__DATA EXTRACT__
*****

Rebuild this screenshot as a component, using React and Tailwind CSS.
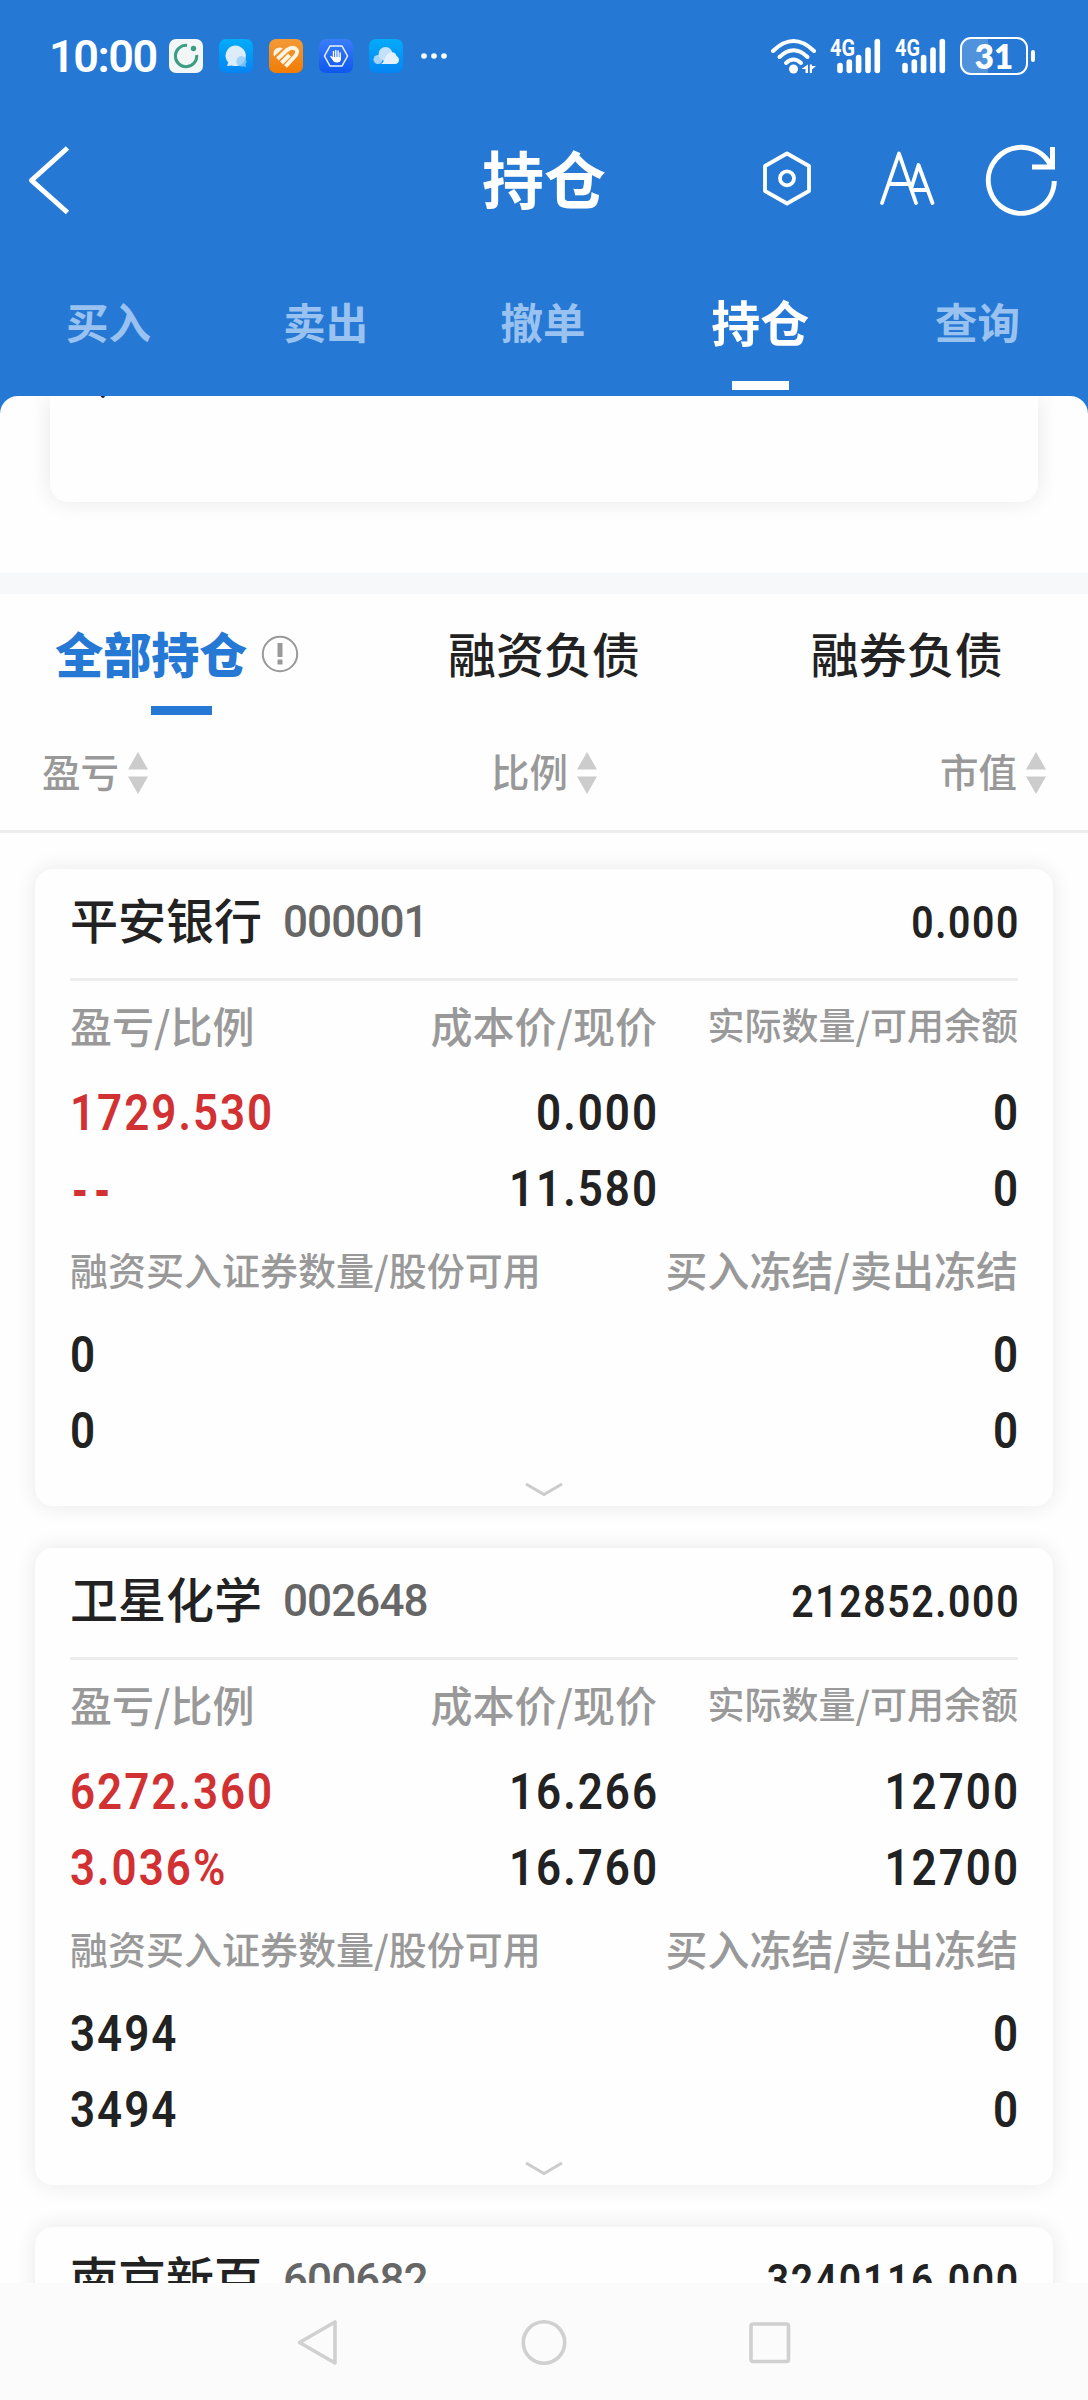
import React from 'react';

const holdings = [
  {
    name: '平安银行',
    code: '000001',
    value: '0.000',
    profit: ['1729.530', '--'],
    price: ['0.000', '11.580'],
    amount: ['0', '0'],
    margin: ['0', '0'],
    frozen: ['0', '0'],
  },
  {
    name: '卫星化学',
    code: '002648',
    value: '212852.000',
    profit: ['6272.360', '3.036%'],
    price: ['16.266', '16.760'],
    amount: ['12700', '12700'],
    margin: ['3494', '3494'],
    frozen: ['0', '0'],
  },
  {
    name: '南京新百',
    code: '600682',
    value: '3240116.000',
  },
];

const navTabs = ['买入', '卖出', '撤单', '持仓', '查询'];

function AppIcons() {
  return (
    <svg width="284" height="40" viewBox="167 36 284 40" fill="none">
      <defs>
        <linearGradient id="sky" x1="0" y1="0" x2="0" y2="1">
          <stop offset="0" stopColor="#02acf8" />
          <stop offset="1" stopColor="#0584f3" />
        </linearGradient>
        <linearGradient id="orange" x1="0" y1="0" x2="0" y2="1">
          <stop offset="0" stopColor="#f39a35" />
          <stop offset="1" stopColor="#f17c05" />
        </linearGradient>
        <linearGradient id="royal" x1="0" y1="0" x2="0" y2="1">
          <stop offset="0" stopColor="#3b7dfb" />
          <stop offset="1" stopColor="#0e57ee" />
        </linearGradient>
      </defs>
      {/* green ring */}
      <rect x="169" y="39" width="34" height="34" rx="7" fill="#f3f6f7" />
      <path d="M187 45.400A10.700 10.700 0 1 0 196.700 55" stroke="#3a9d84" strokeWidth="3" />
      <circle cx="193.500" cy="48.500" r="2.700" fill="#3a9d84" />
      {/* chat */}
      <rect x="219" y="39" width="34" height="34" rx="7" fill="url(#sky)" />
      <path d="M235.200 45.500a10.600 10.300 0 1 1-3.500 20l-4.700.6 1.200-3.500A10.300 10.300 0 0 1 235.200 45.500z" fill="#dcedf9" />
      <path d="M241 56a5.300 5.300 0 0 1 4.500 8.300l.6 2.700-2.800-.7A5.300 5.300 0 1 1 241 56z" fill="#8fcaf8" opacity=".8" />
      {/* heart made of diagonal bands */}
      <rect x="269" y="39" width="34" height="34" rx="7" fill="url(#orange)" />
      <path d="M274 56.500C271.500 50 277.500 45.500 283 48.200z" fill="#fff3e2" />
      <g stroke="#fff3e2" strokeWidth="4">
        <path d="M277.500 59L288 49" />
        <path d="M281.500 63L289.500 55" />
        <path d="M287.500 50c5-5 12.500-.5 8.500 5L285.500 66.500" />
      </g>
      {/* hand */}
      <rect x="319" y="39" width="34" height="34" rx="7" fill="url(#royal)" />
      <path d="M330 46h12l5.500 10-5.500 10h-12l-5.500-10z" stroke="#e8f6ff" strokeWidth="1.500" />
      <path d="M331 56.500l3 4M333.500 51.500v7M335.800 50.500v8M338.100 51v8M340.200 53v6" stroke="#fff" strokeWidth="1.400" strokeLinecap="round" />
      <path d="M333 57h7.900v2q0 3.500-4 3.500T333 59z" fill="#fff" />
      {/* cloud */}
      <rect x="369" y="39" width="34" height="34" rx="7" fill="url(#sky)" />
      <circle cx="378" cy="59.500" r="4.500" fill="#a5d3fa" />
      <circle cx="385.500" cy="54" r="7" fill="#c4e1fb" />
      <path d="M380.500 64c3.500-1 3.500-5 6-8.500 3.500-5 9.500-3.500 10 .5 4 2 3 8-1.500 8z" fill="#e4f1fc" />
      <g fill="#fff">
        <circle cx="424" cy="56" r="2.800" />
        <circle cx="434" cy="56" r="2.800" />
        <circle cx="444" cy="56" r="2.800" />
      </g>
    </svg>
  );
}

function Signal() {
  return (
    <svg width="52" height="40" viewBox="0 0 52 40" fill="none" className="overflow-visible">
      <text x="0" y="20" fill="#fff" fontFamily="Roboto" fontWeight="700" fontSize="24" textLength="25" lengthAdjust="spacingAndGlyphs">4G</text>
      <path d="M10 29.500v5M19.300 26v8.500M28.600 21.500v13M38 14v20.500M47.300 5.500v29" stroke="#fff" strokeWidth="5.600" strokeLinecap="round" />
    </svg>
  );
}

function StatusBar() {
  return (
    <div className="flex h-28 items-center justify-between pl-[49px] pr-[53px]">
      <div className="flex items-center">
        <span className="w-[118px] font-[Roboto] text-[45px] leading-none font-semibold tracking-[-1.5px]">10:00</span>
        <AppIcons />
      </div>
      <div className="flex items-center">
        <svg width="46" height="40" viewBox="770 36 46 40" fill="none" className="mr-[13px]">
          <g stroke="#fff" strokeWidth="4" strokeLinecap="round">
            <path d="M772 51Q792.500 31 813 51" />
            <path d="M778.500 57Q792.500 43.500 806.500 57" />
            <path d="M785 63Q792.500 56 800 63" />
          </g>
          <circle cx="792.500" cy="69" r="4.500" fill="#fff" />
          <path d="M807 64.500v8.500h-2.500v-4h-4zM808.800 64.500v8.500h2.200v-3.500l4-3.500h-4v-1.500z" fill="#fff" />
        </svg>
        <Signal />
        <div className="w-[13px]" />
        <Signal />
        <div className="ml-[13px] flex items-center">
          <div className="relative flex h-[38px] w-[68px] items-center justify-center overflow-hidden rounded-[11px] border-[2.5px] border-white">
            <div className="absolute inset-y-0 left-0 w-[26px] bg-white/20" />
            <span className="relative font-[Lato] text-[33px] leading-none font-extrabold">31</span>
          </div>
          <div className="ml-[3px] h-3 w-[4px] rounded-full bg-white" />
        </div>
      </div>
    </div>
  );
}

function TitleBar() {
  return (
    <div className="grid h-[136px] grid-cols-[1fr_auto_1fr] items-center">
      <svg width="44" height="72" viewBox="27 144 44 72" fill="none" stroke="#fff" strokeWidth="5" className="ml-[27px]">
        <path d="M67.500 148L31.500 180.300L67.500 212.500" strokeLinejoin="round" />
      </svg>
      <h1 className="pb-[6px] text-[62px] leading-none font-bold">持仓</h1>
      <div className="flex justify-end pr-7">
        <svg width="300" height="76" viewBox="760 143 300 76" fill="none" stroke="#fff" strokeWidth="3.800">
          <path d="M787 154.500L809 167V192L787 204.500L765 192V167Z" strokeLinejoin="round" />
          <circle cx="787" cy="179.300" r="7" />
          <path d="M882 204L899 154.500L916 204M888.500 185H910.500M911 190L918.500 166L932.500 204M914 191H928" strokeLinecap="round" strokeLinejoin="round" />
          <path d="M1054.300 182A33 33 0 1 1 1050 165M1032 168H1052.500V148" strokeWidth="5" />
        </svg>
      </div>
    </div>
  );
}

function NavTabs() {
  return (
    <div className="grid h-[148px] w-[1086px] grid-cols-5">
      {navTabs.map((tab) => {
        const active = tab === '持仓';
        return (
          <div key={tab} className="flex flex-col items-center pt-[43px]">
            <span className={active ? 'h-[90px] text-[49px] leading-[60px] font-bold' : 'h-[90px] text-[42.5px] leading-[60px] font-bold text-[#99c2f0]'}>
              {tab}
            </span>
            {active && <div className="h-[9px] w-[57px] bg-white" />}
          </div>
        );
      })}
    </div>
  );
}

function SortLabel({ children }) {
  return (
    <div className="flex items-center gap-[9px] text-[38.5px] leading-none font-medium text-[#999999]">
      <span className="pb-1">{children}</span>
      <svg width="20" height="42" viewBox="0 0 20 42" fill="#cccccc">
        <path d="M10 0L20 17.500H0zM10 42L20 24.500H0z" />
      </svg>
    </div>
  );
}

// numbers are set narrow, with open spacing
function Values({ items, className }) {
  return (
    <div className={`flex scale-x-[0.87] flex-col font-[Roboto] text-[50.5px] leading-[76px] font-semibold ${className}`}>
      {items.map((v, i) => (
        <span key={i} className={v === '--' ? "pl-[3px] font-['Liberation_Sans'] tracking-[8.5px]" : 'tracking-[2.3px]'}>{v}</span>
      ))}
    </div>
  );
}

function HoldingCard({ item }) {
  return (
    <div className="h-[637px] shrink-0 rounded-[18px] bg-[#fefefe] px-[35px] shadow-[0_0_22px_rgba(0,0,0,0.09)]">
      <div className="flex h-[112px] items-center justify-between border-b-[3px] border-[#ededed]">
        <div className="flex items-center">
          <span className="pb-[11px] text-[48px] leading-none font-medium text-[#222222]">{item.name}</span>
          <span className="ml-[21px] pb-[3px] font-[Roboto] text-[44px] leading-none font-medium tracking-[-0.9px] text-[#666666]">{item.code}</span>
        </div>
        <span className="-mr-[2px] origin-right scale-x-[0.87] pb-[3px] font-[Roboto] text-[45px] leading-none font-semibold tracking-[1.9px] text-[#222222]">{item.value}</span>
      </div>

      {item.profit && (
        <>
          <div className="grid h-[92px] grid-cols-[200px_387px_1fr] items-center pb-[5px] text-[42px] leading-none font-medium whitespace-nowrap text-[#999999]">
            <span>盈亏/比例</span>
            <span className="text-right">成本价/现价</span>
            <span className="text-right text-[37px]">实际数量/可用余额</span>
          </div>
          <div className="grid h-[152px] grid-cols-[220px_367px_1fr] pt-[2px] text-[#222222]">
            <Values items={item.profit} className="origin-left text-[#d13132]" />
            <Values items={item.price} className="-mr-[2px] origin-right items-end" />
            <Values items={item.amount} className="-mr-[2px] origin-right items-end" />
          </div>

          <div className="flex h-[92px] items-center justify-between pb-[5px] text-[42px] leading-none font-medium text-[#999999]">
            <span className="text-[38px]">融资买入证券数量/股份可用</span>
            <span>买入冻结/卖出冻结</span>
          </div>
          <div className="flex h-[152px] justify-between text-[#222222]">
            <Values items={item.margin} className="origin-left items-start" />
            <Values items={item.frozen} className="-mr-[2px] origin-right items-end" />
          </div>

          <svg width="38" height="16" viewBox="0 0 38 16" fill="none" stroke="#cccccc" strokeWidth="3" className="mx-auto mt-[13px]">
            <path d="M1 2L19 12.500L37 2" />
          </svg>
        </>
      )}
    </div>
  );
}

export default function App() {
  return (
    <div className="flex h-[2400px] w-[1088px] flex-col overflow-hidden bg-[#2578d4] font-['Noto_Sans_CJK_SC',sans-serif]">
      <header className="h-[396px] shrink-0 text-white">
        <StatusBar />
        <TitleBar />
        <NavTabs />
      </header>

      <main className="flex h-[1887px] shrink-0 flex-col overflow-hidden rounded-t-[18px] bg-[#fefefe]">
        {/* tail of the asset card, scrolled under the header */}
        <div className="h-[177px] shrink-0 overflow-hidden px-[50px]">
          <div className="flex h-[106px] items-start overflow-hidden rounded-b-[18px] bg-[#fefefe] pl-[50px] shadow-[0_0_22px_rgba(0,0,0,0.09)]">
            <span className="-mt-[37px] font-[Roboto] text-[40px] leading-[40px] font-medium text-[#222233]">,</span>
          </div>
        </div>
        <div className="h-[21px] shrink-0 bg-[#f6f8fa]" />

        <div className="grid h-[121px] shrink-0 grid-cols-3 text-[48px] leading-[60px] font-medium text-[#222222]">
          <div className="flex flex-col items-center pt-[28px]">
            <div className="mr-2 flex h-[84px] gap-[14px] font-black text-[#2578d4]">
              全部持仓
              <svg width="38" height="60" viewBox="0 0 38 60" fill="none" stroke="#999999" className="mt-[2px]">
                <circle cx="19" cy="30" r="17.200" strokeWidth="2" />
                <path d="M19 19v14M19 35.500v5" strokeWidth="5" />
              </svg>
            </div>
            <div className="h-[9px] w-[61px] bg-[#2578d4]" />
          </div>
          <div className="pt-[28px] text-center">融资负债</div>
          <div className="pt-[28px] text-center">融券负债</div>
        </div>

        <div className="flex h-[118px] shrink-0 items-center justify-between border-b-[3px] border-[#ededed] px-[42px]">
          <SortLabel>盈亏</SortLabel>
          <SortLabel>比例</SortLabel>
          <SortLabel>市值</SortLabel>
        </div>

        <div className="flex flex-col gap-[42px] px-[35px] pt-9">
          {holdings.map((item) => (
            <HoldingCard key={item.code} item={item} />
          ))}
        </div>
      </main>

      <nav className="flex h-[117px] shrink-0 items-center justify-center bg-[#fbfbfb]">
        <svg width="500" height="50" viewBox="294 2316 500 50" fill="none" stroke="#d0d0d0" strokeWidth="3.600" strokeLinejoin="round">
          <path d="M299.500 2341.500L335 2321V2362Z" />
          <circle cx="544" cy="2341.500" r="20.700" />
          <rect x="751" y="2323" width="37.500" height="37.500" rx="2" />
        </svg>
      </nav>
    </div>
  );
}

*****

__EXERCISE OBJECTIVE__
Starting at the top of the listing above, reproduce each line up to and including the one with "const navTabs = ['买入', '卖出', '撤单', '持仓', '查询'];"; omit the pictures.

__RESULT FOR THIS TASK__
Rebuild this screenshot as a component, using React and Tailwind CSS.
import React from 'react';

const holdings = [
  {
    name: '平安银行',
    code: '000001',
    value: '0.000',
    profit: ['1729.530', '--'],
    price: ['0.000', '11.580'],
    amount: ['0', '0'],
    margin: ['0', '0'],
    frozen: ['0', '0'],
  },
  {
    name: '卫星化学',
    code: '002648',
    value: '212852.000',
    profit: ['6272.360', '3.036%'],
    price: ['16.266', '16.760'],
    amount: ['12700', '12700'],
    margin: ['3494', '3494'],
    frozen: ['0', '0'],
  },
  {
    name: '南京新百',
    code: '600682',
    value: '3240116.000',
  },
];

const navTabs = ['买入', '卖出', '撤单', '持仓', '查询'];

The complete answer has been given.